The Nation Thailand offers the following summary of the case:
Body of Swiss tourist is found
On Thursday, August 5, the body of 57-year-old Swiss national was found at Ton Ao Yon waterfall in Phuket.
Three days later, an investigation team led by national police chief Suwat Jangyodsuk surveyed the crime scene amid growing concern of the impact on tourism.
On the same day, police arrested Teerawat Thothip, a 27-year-old unemployed local.
During a police press conference on Sunday, Teerawat confessed to killing the victim with the intention of stealing money to buy drugs.
He also apologised to the family of the deceased and for the damage he had caused to Thailand.
Tightening up security for tourists
Even though the swift arrest of a suspect helped shore up Thailand’s tourism reputation, Phuket is now tightening security measures in a bid to prevent a recurrence of the tragedy.
However, restaurants and shop operators in Phuket are worried that the killing will damage the local economy as fewer tourists are now venturing out from their hotels.
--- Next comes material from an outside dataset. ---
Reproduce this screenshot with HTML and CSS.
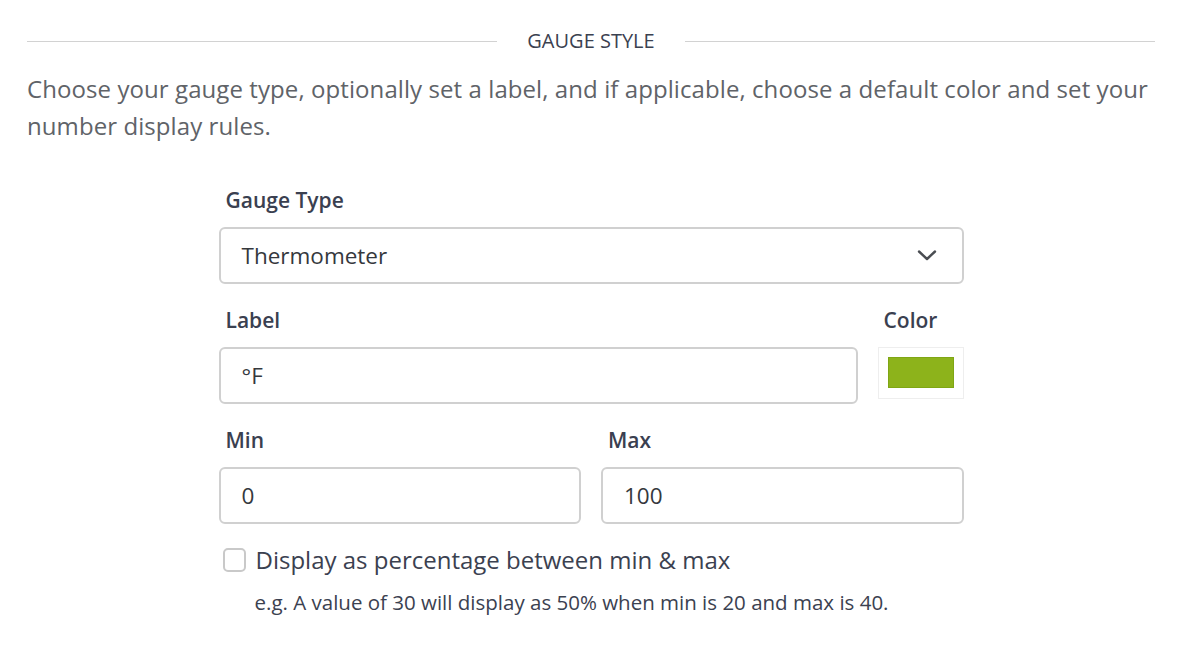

Phuket governor Narong Woonciew said he will hold talks with relevant agencies to tighten up security for foreign visitors.
"We will speed up our survey, identify risky areas in each community and ask people in communities to help monitor tourists for safety," he said.
TAT to continue Phuket Sandbox programme
Tourism Authority of Thailand (TAT) governor Yuthasak Supasorn said his agency was dismayed by the incident and is closely monitoring and evaluating its impact on tourism.
He added that hotel bookings in Phuket were holding up. Hotels recorded 7,027 room nights reserved on August 5, 6,940 on August 6 and over 6,000 on August 7.
“TAT is also collecting data from our branches worldwide on tourists’ confidence and the emotional impact of the murder,” Yuthasak added. “We will formulate a plan to help reduce the impact and continue promoting the sandbox scheme.”